== Set exercise ==
Write out the material exactly, without any of its pictures.
*-*-*
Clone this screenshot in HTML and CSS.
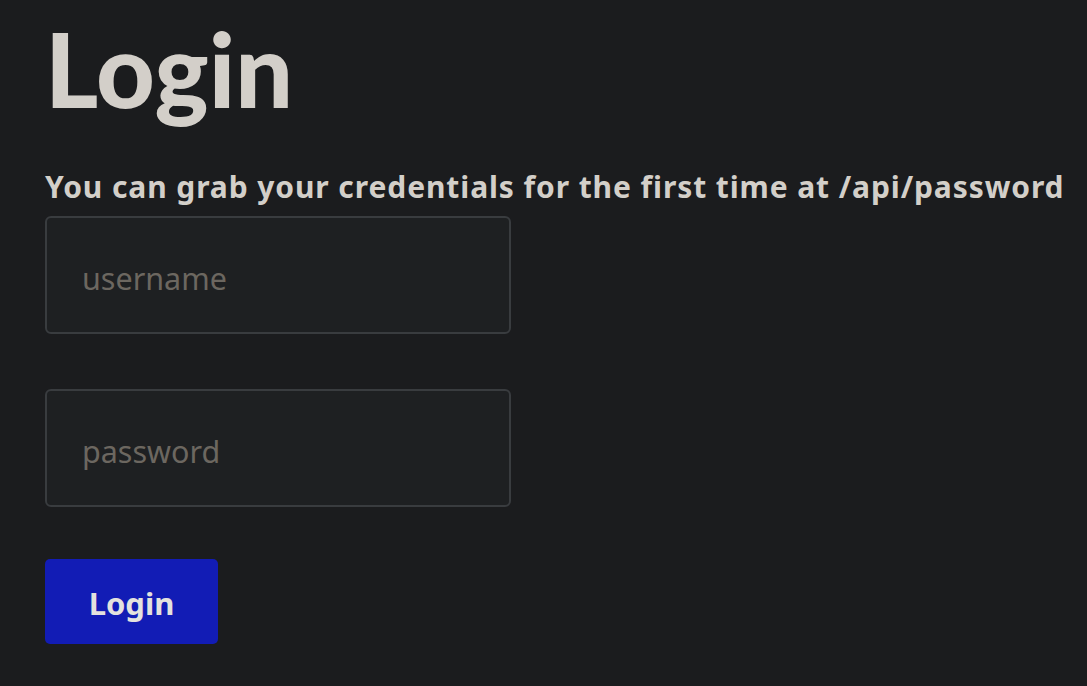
FILE: index.html
```html
<!DOCTYPE html>
<html lang="en">
<head>
<meta charset="utf-8">
<title>Login</title>
<link rel="stylesheet" href="styles.css">
</head>
<body>
<main class="page">
  <h1 class="title">Login</h1>
  <h3 class="hint">You can grab your credentials for the first time at /api/password</h3>
  <form class="form">
    <input class="field" type="text" placeholder="username">
    <input class="field" type="password" placeholder="password">
    <button class="submit" type="button">Login</button>
  </form>
</main>
</body>
</html>
```
FILE: styles.css
```css
html, body {
  margin: 0;
  padding: 0;
  background: #1b1c1e;
}
body {
  font-family: "Noto Sans", sans-serif;
  color: #d3cfc9;
}
.page {
  padding-left: 45px;
}
.title {
  margin: 7px 0 0 0;
  font-family: Lato, "Noto Sans", sans-serif;
  font-size: 102px;
  line-height: normal;
  font-weight: 900;
}
.hint {
  margin: 36px 0 0 0;
  font-size: 30px;
  font-weight: 700;
  line-height: normal;
  letter-spacing: 0.9px;
  font-variant-ligatures: none;
  white-space: nowrap;
}
.form {
  display: flex;
  flex-direction: column;
  align-items: flex-start;
  margin-top: 9px;
}
.field {
  box-sizing: border-box;
  width: 466px;
  height: 118px;
  margin: 0;
  padding: 5px 0 0 35px;
  background: #1e2022;
  border: 2px solid #393c3f;
  border-radius: 6px;
  font-family: inherit;
  font-size: 30.5px;
  color: #d3cfc9;
  outline: none;
}
.field + .field {
  margin-top: 55px;
}
.field::placeholder {
  color: #6c6760;
}
.submit {
  box-sizing: border-box;
  width: 173px;
  height: 85px;
  margin-top: 52px;
  padding: 2px 0 0 0;
  background: #121cb5;
  border: none;
  border-radius: 5px;
  color: #e4e2de;
  font-family: inherit;
  font-size: 31px;
  font-weight: 700;
}
```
*-*-*
== Worked solution ==
Clone this screenshot in HTML and CSS.
FILE: index.html
```html
<!DOCTYPE html>
<html lang="en">
<head>
<meta charset="utf-8">
<title>Login</title>
<link rel="stylesheet" href="styles.css">
</head>
<body>
<main class="page">
  <h1 class="title">Login</h1>
  <h3 class="hint">You can grab your credentials for the first time at /api/password</h3>
  <form class="form">
    <input class="field" type="text" placeholder="username">
    <input class="field" type="password" placeholder="password">
    <button class="submit" type="button">Login</button>
  </form>
</main>
</body>
</html>
```
FILE: styles.css
```css
html, body {
  margin: 0;
  padding: 0;
  background: #1b1c1e;
}
body {
  font-family: "Noto Sans", sans-serif;
  color: #d3cfc9;
}
.page {
  padding-left: 45px;
}
.title {
  margin: 7px 0 0 0;
  font-family: Lato, "Noto Sans", sans-serif;
  font-size: 102px;
  line-height: normal;
  font-weight: 900;
}
.hint {
  margin: 36px 0 0 0;
  font-size: 30px;
  font-weight: 700;
  line-height: normal;
  letter-spacing: 0.9px;
  font-variant-ligatures: none;
  white-space: nowrap;
}
.form {
  display: flex;
  flex-direction: column;
  align-items: flex-start;
  margin-top: 9px;
}
.field {
  box-sizing: border-box;
  width: 466px;
  height: 118px;
  margin: 0;
  padding: 5px 0 0 35px;
  background: #1e2022;
  border: 2px solid #393c3f;
  border-radius: 6px;
  font-family: inherit;
  font-size: 30.5px;
  color: #d3cfc9;
  outline: none;
}
.field + .field {
  margin-top: 55px;
}
.field::placeholder {
  color: #6c6760;
}
.submit {
  box-sizing: border-box;
  width: 173px;
  height: 85px;
  margin-top: 52px;
  padding: 2px 0 0 0;
  background: #121cb5;
  border: none;
  border-radius: 5px;
  color: #e4e2de;
  font-family: inherit;
  font-size: 31px;
  font-weight: 700;
}
```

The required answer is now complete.